Mostly it’s like being reacquainted with someone. The word “reclaim” implies ownership, which is maybe not the right sentiment, really, but this is how it feels: as if, in a very selfish way, I am taking something back, closing my fingers around it.

One evening I take a bus into town, quite impulsively, so that I can get a burrito and then wander around, down darkened streets, circle the Radcliffe Camera, where a lone man crouches low, takes a photograph. I pass, or am passed by, merry groups of Americans who are probably as young as or maybe even younger than I was when I first arrived; that is to say, quite young, quite impossibly young. I hate to think of myself as having been that young only because to do so makes me feel very old, even though I’m not at all old, even though I’m constantly feeling hopelessly young. The night falls in a very particular way. Cats dart across the streets of East Oxford and it doesn’t matter who wins, the end of the boat race, when the crews slump forward with exhaustion and elation, always makes me cry.

2.

I remember this time last year; I walked up the Woodstock road one day, in a coat which was not really necessary, with everything blooming pink around me. I was going to a lot of open mic nights at the time, I think because they make me feel simultaneously a part of something and also like an onlooker, which is often how I try to be even though it’s very hard to be both at once. One night, a few days after I had been refused a visa and then written a polite letter back and now was having just to simply sit and wait and wait and wait, there was a transition moment, a moment when things went from feeling truly awful to being bright and hopeful. It did not matter if I was refused a visa, I would go somewhere and write things. I would not starve because no one had ever let me starve before, least of all my own self.

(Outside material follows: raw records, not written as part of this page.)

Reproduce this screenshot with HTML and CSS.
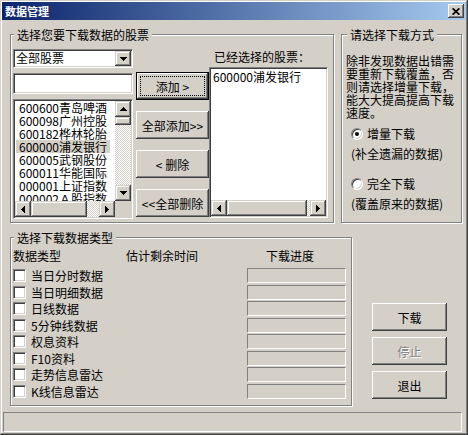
FILE: index.html
```html
<!DOCTYPE html>
<html lang="zh-CN">
<head>
<meta charset="utf-8">
<title>数据管理</title>
<link rel="stylesheet" href="styles.css">
</head>
<body>
<div class="window">
  <div class="titlebar">
    <span class="title">数据管理</span>
    <span class="close"><svg width="8" height="7" viewBox="0 0 8 7"><path d="M0.6 0.3 L7.4 6.7 M7.4 0.3 L0.6 6.7" stroke="#000" stroke-width="1.7" fill="none"/></svg></span>
  </div>

  <div class="top-row">
    <div class="group g-stocks">
      <div class="legend">选择您要下载数据的股票</div>
      <div class="stocks-body">
        <div class="col-left">
          <div class="combo">
            <span class="combo-text">全部股票</span>
            <span class="sb-btn combo-btn"><svg width="7" height="4" viewBox="0 0 7 4"><polygon points="0,0 7,0 3.5,4" fill="#000"/></svg></span>
          </div>
          <div class="edit"></div>
          <div class="listbox lb-left">
            <div class="lb-items">
              <div class="item">600600青岛啤酒</div>
              <div class="item">600098广州控股</div>
              <div class="item">600182桦林轮胎</div>
              <div class="item selected">600000浦发银行</div>
              <div class="item">600005武钢股份</div>
              <div class="item">600011华能国际</div>
              <div class="item">000001上证指数</div>
              <div class="item">000002Ａ股指数</div>
            </div>
            <div class="vscroll">
              <span class="sb-btn"><svg width="7" height="4" viewBox="0 0 7 4"><polygon points="3.5,0 7,4 0,4" fill="#000"/></svg></span>
              <span class="sb-thumb thumb-v"></span>
              <span class="sb-track"></span>
              <span class="sb-btn"><svg width="7" height="4" viewBox="0 0 7 4"><polygon points="0,0 7,0 3.5,4" fill="#000"/></svg></span>
            </div>
            <div class="hscroll">
              <span class="sb-btn"><svg width="4" height="7" viewBox="0 0 4 7"><polygon points="0,3.5 4,0 4,7" fill="#000"/></svg></span>
              <span class="sb-thumb thumb-left"></span>
              <span class="sb-track"></span>
              <span class="sb-btn"><svg width="4" height="7" viewBox="0 0 4 7"><polygon points="0,0 4,3.5 0,7" fill="#000"/></svg></span>
            </div>
            <div class="sb-corner"></div>
          </div>
        </div>

        <div class="col-buttons">
          <button class="btn default"><span class="focus">添加 &gt;</span></button>
          <button class="btn">全部添加&gt;&gt;</button>
          <button class="btn">&lt; 删除</button>
          <button class="btn">&lt;&lt;全部删除</button>
        </div>

        <div class="col-right">
          <div class="sel-label">已经选择的股票：</div>
          <div class="listbox lb-right">
            <div class="lb-items">
              <div class="item plain">600000浦发银行</div>
            </div>
            <div class="hscroll">
              <span class="sb-btn"><svg width="4" height="7" viewBox="0 0 4 7"><polygon points="0,3.5 4,0 4,7" fill="#000"/></svg></span>
              <span class="sb-thumb thumb-right"></span>
              <span class="sb-track"></span>
              <span class="sb-btn"><svg width="4" height="7" viewBox="0 0 4 7"><polygon points="0,0 4,3.5 0,7" fill="#000"/></svg></span>
            </div>
          </div>
        </div>
      </div>
    </div>

    <div class="group g-mode">
      <div class="legend legend-mode">请选择下载方式</div>
      <p class="mode-note">除非发现数据出错需<br>要重新下载覆盖，否<br>则请选择增量下载，<br>能大大提高提高下载<br>速度。</p>
      <div class="radio-row r1"><span class="radio checked"></span><span>增量下载</span></div>
      <div class="radio-desc d1">(补全遗漏的数据)</div>
      <div class="radio-row r2"><span class="radio"></span><span>完全下载</span></div>
      <div class="radio-desc d2">(覆盖原来的数据)</div>
    </div>
  </div>

  <div class="bottom-row">
    <div class="group g-types">
      <div class="legend">选择下载数据类型</div>
      <div class="types-head">
        <span class="h1">数据类型</span>
        <span class="h2">估计剩余时间</span>
        <span class="h3">下载进度</span>
      </div>
      <div class="types-grid">
        <div class="type"><span class="check"></span>当日分时数据</div><span class="bar"></span>
        <div class="type"><span class="check"></span>当日明细数据</div><span class="bar"></span>
        <div class="type"><span class="check"></span>日线数据</div><span class="bar"></span>
        <div class="type"><span class="check"></span>5分钟线数据</div><span class="bar"></span>
        <div class="type"><span class="check"></span>权息资料</div><span class="bar"></span>
        <div class="type"><span class="check"></span>F10资料</div><span class="bar"></span>
        <div class="type"><span class="check"></span>走势信息雷达</div><span class="bar"></span>
        <div class="type"><span class="check"></span>K线信息雷达</div><span class="bar"></span>
      </div>
    </div>

    <div class="actions">
      <button class="btn wide">下载</button>
      <button class="btn wide disabled">停止</button>
      <button class="btn wide">退出</button>
    </div>
  </div>

  <div class="statusbar"></div>
</div>
</body>
</html>
```

FILE: styles.css
```css
* { box-sizing: border-box; }

html, body {
  margin: 0;
  padding: 0;
}

body {
  width: 468px;
  height: 435px;
  overflow: hidden;
  background: #d4d0c8;
  color: #000;
  font-family: "Noto Sans CJK SC", "Noto Sans", sans-serif;
  font-size: 12px;
  line-height: 13px;
}

.window {
  width: 468px;
  height: 435px;
  padding: 2px;
  background: #d4d0c8;
  display: flex;
  flex-direction: column;
  box-shadow: inset -1px -1px #404040, inset 1px 1px #d4d0c8,
              inset -2px -2px #808080, inset 2px 2px #fff;
}

/* ---------- title bar ---------- */
.titlebar {
  flex: none;
  height: 18px;
  display: flex;
  align-items: center;
  background: linear-gradient(to right, #0a246a, #a6caf0);
}

.title {
  color: #fff;
  font-weight: bold;
  font-size: 11px;
  padding-left: 3px;
  letter-spacing: 0;
}

.close {
  margin-left: auto;
  margin-right: 2px;
  width: 16px;
  height: 14px;
  display: flex;
  align-items: center;
  justify-content: center;
  background: #d4d0c8;
  box-shadow: inset -1px -1px #404040, inset 1px 1px #fff,
              inset -2px -2px #808080, inset 2px 2px #d4d0c8;
}

.close svg { display: block; }

/* ---------- group boxes ---------- */
.group {
  border: 1px solid #808080;
  box-shadow: inset 1px 1px #fff, 1px 1px #fff;
}

.legend {
  width: max-content;
  height: 13px;
  margin: -7px 0 0 3px;
  padding: 0 3px;
  background: #d4d0c8;
}

.legend-mode { margin-left: 5px; }

.top-row {
  display: flex;
  gap: 7px;
  margin: 14px 0 0 8px;
}

.g-stocks {
  width: 324px;
  height: 189px;
}

.g-mode {
  width: 121px;
  height: 189px;
}

.stocks-body {
  display: flex;
  align-items: flex-start;
  margin-top: 8px;
  padding-left: 2px;
}

/* ---------- sunken fields ---------- */
.combo, .edit, .listbox {
  background: #fff;
  border: 1px solid;
  border-color: #808080 #fff #fff #808080;
  box-shadow: inset 1px 1px #404040, inset -1px -1px #d4d0c8;
  padding: 1px;
}

.col-left {
  width: 120px;
  display: flex;
  flex-direction: column;
}

.combo {
  height: 19px;
  display: flex;
  align-items: stretch;
}

.combo-text {
  flex: 1;
  padding-left: 1px;
  line-height: 14px;
}

.combo-btn {
  width: 16px;
}

.edit {
  height: 21px;
  margin-top: 5px;
}

.listbox {
  display: grid;
}

.lb-left {
  width: 120px;
  height: 120px;
  margin-top: 5px;
  grid-template-columns: 1fr 16px;
  grid-template-rows: 1fr 16px;
}

.lb-items {
  overflow: hidden;
  white-space: nowrap;
  min-width: 0;
  min-height: 0;
}

.item {
  width: 94px;
  height: 13px;
  margin-left: 1px;
  padding-left: 3px;
}

.item.selected { background: #d4d0c8; }

.item.plain {
  margin-left: 0;
  padding-left: 2px;
  margin-top: 1px;
  width: auto;
}

/* ---------- scroll bars ---------- */
.vscroll {
  display: flex;
  flex-direction: column;
}

.hscroll {
  display: flex;
}

.sb-btn, .sb-thumb {
  flex: none;
  width: 16px;
  height: 16px;
  background: #d4d0c8;
  display: flex;
  align-items: center;
  justify-content: center;
  box-shadow: inset -1px -1px #404040, inset 1px 1px #d4d0c8,
              inset -2px -2px #808080, inset 2px 2px #fff;
}

.combo-btn { height: auto; }

.sb-btn svg { display: block; shape-rendering: crispEdges; }

.thumb-v { height: 8px; }
.thumb-left { width: 56px; }
.thumb-right { width: 80px; }

.sb-track {
  flex: 1;
  background: repeating-conic-gradient(#fff 0 25%, #d4d0c8 0 50%) 0 0 / 2px 2px;
}

.sb-corner { background: #d4d0c8; }

/* ---------- buttons ---------- */
.btn {
  width: 73px;
  height: 28px;
  padding: 0;
  border: 0;
  background: #d4d0c8;
  color: #000;
  font: inherit;
  line-height: 13px;
  display: flex;
  align-items: center;
  justify-content: center;
  box-shadow: inset -1px -1px #404040, inset 1px 1px #fff,
              inset -2px -2px #808080, inset 2px 2px #d4d0c8;
}

.btn.default {
  border: 1px solid #000;
  box-shadow: inset -1px -1px #404040, inset 1px 1px #fff,
              inset -2px -2px #808080, inset 2px 2px #d4d0c8;
  padding: 3px;
  align-items: stretch;
}

.focus {
  flex: 1;
  display: flex;
  align-items: center;
  justify-content: center;
  border: 1px dotted #000;
}

.col-buttons {
  display: flex;
  flex-direction: column;
  gap: 11px;
  margin-left: 3px;
  margin-top: 23px;
}

.col-right {
  width: 119px;
}

.sel-label {
  padding-left: 5px;
  margin-top: 1px;
  height: 13px;
}

.lb-right {
  width: 119px;
  height: 151px;
  margin-top: 4px;
  grid-template-rows: 1fr 16px;
}

/* ---------- download mode ---------- */
.mode-note {
  margin: 13px 0 0 4px;
  white-space: nowrap;
}

.radio-row {
  display: flex;
  align-items: center;
  gap: 4px;
  height: 13px;
  padding-left: 9px;
}

.r1 { margin-top: 8px; }
.r2 { margin-top: 17px; }

.radio-desc {
  padding-left: 9px;
  height: 13px;
  margin-top: 7px;
}

.radio {
  width: 12px;
  height: 12px;
  border-radius: 50%;
  background: #fff;
  border: 1px solid;
  border-color: #808080 #fff #fff #808080;
  box-shadow: inset 1px 1px #404040, inset -1px -1px #d4d0c8;
  display: flex;
  align-items: center;
  justify-content: center;
}

.radio.checked::after {
  content: "";
  width: 4px;
  height: 4px;
  border-radius: 50%;
  background: #000;
}

/* ---------- data types ---------- */
.bottom-row {
  display: flex;
  align-items: flex-start;
  margin: 14px 0 0 8px;
}

.g-types {
  width: 342px;
  height: 169px;
}

.types-head {
  display: flex;
  margin-top: 5px;
  padding-left: 2px;
  height: 13px;
}

.h1 { width: 113px; }
.h2 { width: 140px; }

.types-grid {
  display: grid;
  grid-template-columns: 234px 99px;
  grid-template-rows: 17px 16px 17px 16px 17px 16px 17px 16px;
  margin-top: 7px;
  padding-left: 2px;
}

.type {
  display: flex;
  align-items: flex-start;
  gap: 5px;
  height: 13px;
}

.check {
  flex: none;
  width: 13px;
  height: 13px;
  background: #fff;
  border: 1px solid;
  border-color: #808080 #fff #fff #808080;
  box-shadow: inset 1px 1px #404040, inset -1px -1px #d4d0c8;
}

.bar {
  height: 15px;
  margin-top: -1px;
  border: 1px solid;
  border-color: #808080 #fff #fff #808080;
}

/* ---------- action buttons ---------- */
.actions {
  display: flex;
  flex-direction: column;
  gap: 6px;
  margin: 66px 0 0 20px;
}

.btn.wide { width: 75px; }

.btn.disabled {
  color: #808080;
  text-shadow: 1px 1px #fff;
}

/* ---------- status bar ---------- */
.statusbar {
  width: 459px;
  height: 20px;
  margin: 6px 0 0 1px;
  border: 1px solid;
  border-color: #808080 #fff #fff #808080;
}
```
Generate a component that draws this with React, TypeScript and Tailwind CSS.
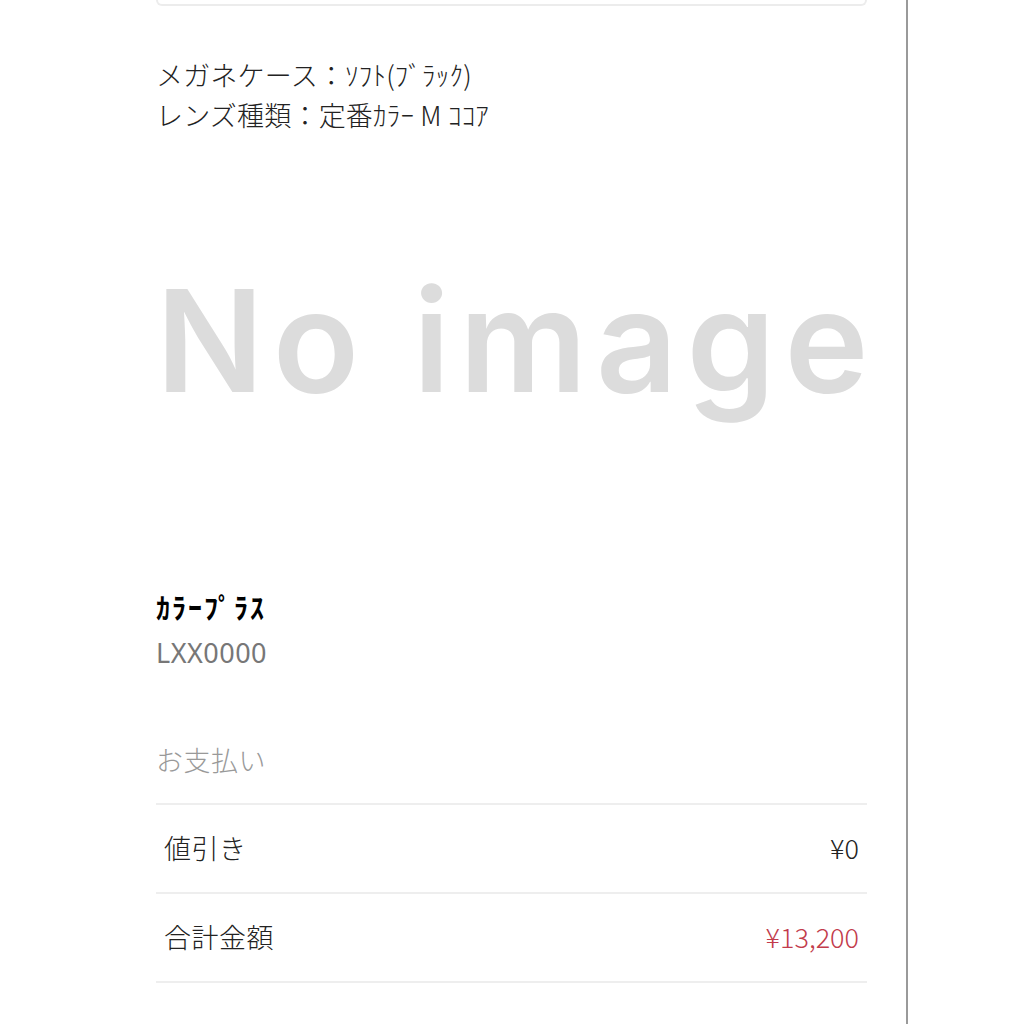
import React from 'react'

const jp = { fontFamily: '"Noto Sans CJK JP", "Noto Sans", sans-serif' }

function Row({ label, value, accent = false }: { label: string; value: string; accent?: boolean }) {
  return (
    <div className="flex h-[89px] items-center justify-between border-t-2 border-[#eeeeee] px-2">
      <span className="text-[27px] font-light tracking-[0.5px] text-[#222]">{label}</span>
      <span className={`text-[27px] font-light ${accent ? 'text-[#c23b4b]' : 'text-[#222]'}`}>{value}</span>
    </div>
  )
}

export default function App() {
  return (
    <div className="flex min-h-[1024px] w-[1024px] bg-white" style={jp}>
      <div className="w-[906px] pl-[156px] pr-[39px]">
        {/* previous card, only its bottom edge shows */}
        <div className="h-[6px] rounded-b-[14px] border-x-2 border-b-2 border-[#ececec]" />

        <div className="mt-[49px] text-[27px] font-light leading-[40px] tracking-[0.2px] text-[#222]">
          <p>メガネケース：ｿﾌﾄ(ﾌﾞﾗｯｸ)</p>
          <p>レンズ種類：定番ｶﾗｰ M ｺｺｱ</p>
        </div>

        {/* placeholder picture */}
        <div className="flex h-[450px] items-center pb-[40px]">
          <span
            className="whitespace-nowrap text-[142px] font-semibold leading-none tracking-[9px] text-[#dcdcdc]"
            style={{ fontFamily: 'Inter, sans-serif' }}
          >
            No image
          </span>
        </div>

        <div className="leading-[45px]">
          <p className="text-[28px] font-bold tracking-[2px] text-black">ｶﾗｰﾌﾟﾗｽ</p>
          <p className="text-[27px] tracking-[0.5px] text-[#777]" style={{ fontFamily: '"Noto Sans", sans-serif' }}>LXX0000</p>
        </div>

        <p className="mt-[65px] text-[27px] font-light leading-[40px] tracking-[0.5px] text-[#999]">お支払い</p>

        <div className="mt-[23px]">
          <Row label="値引き" value="¥0" />
          <Row label="合計金額" value="¥13,200" accent />
          <div className="border-t-2 border-[#eeeeee]" />
        </div>
      </div>
      <div className="w-[2px] bg-[#9a9a9a]" />
      <div className="flex-1" />
    </div>
  )
}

Then after that I got the visa after all and a new job and still I had not finished my book, for which I kept setting arbitrary deadlines and then deliberately missing those arbitrary deadlines because, I suppose, I could not really imagine what would happen after the book, as if it defined me, or justified my being here, though of course it didn’t, I had been here first, then the idea, and not the other way around. For awhile it was a great relief having a visa because I knew that I could stay, but after awhile the relief wears off, or becomes just a part of daily life. The fact of being here ceases to seem so miraculous. And then eventually there is the thought that it is after all only temporary, two more years, as if I am literally buying time (I guess I actually am literally buying time). And now a year later I know to start thinking again about it again.

3.

In the same way that I feel both old and not-old as I’m passed by younger youths, I start to feel that I’ve grown gradually more comfortable in the skin of responsibility, whilst simultaneously finding it itchy, a bad fit. We do things we’ve needed to do for years; we finally buy a bedside table and a real wicker laundry basket and a bread bin and are not so much alarmed by the prospect of having to call a plumber as vaguely inconvenienced. I attach much importance to the bedside table and the bread bin. It’s very hard for me to see that we’ve grown up because it’s happened so slowly and we’ve been so particularly stubborn about it, and because we’re still not, after all that, really grown up at all, but there has been a shift, it’s very hard not to notice that there has been a shift.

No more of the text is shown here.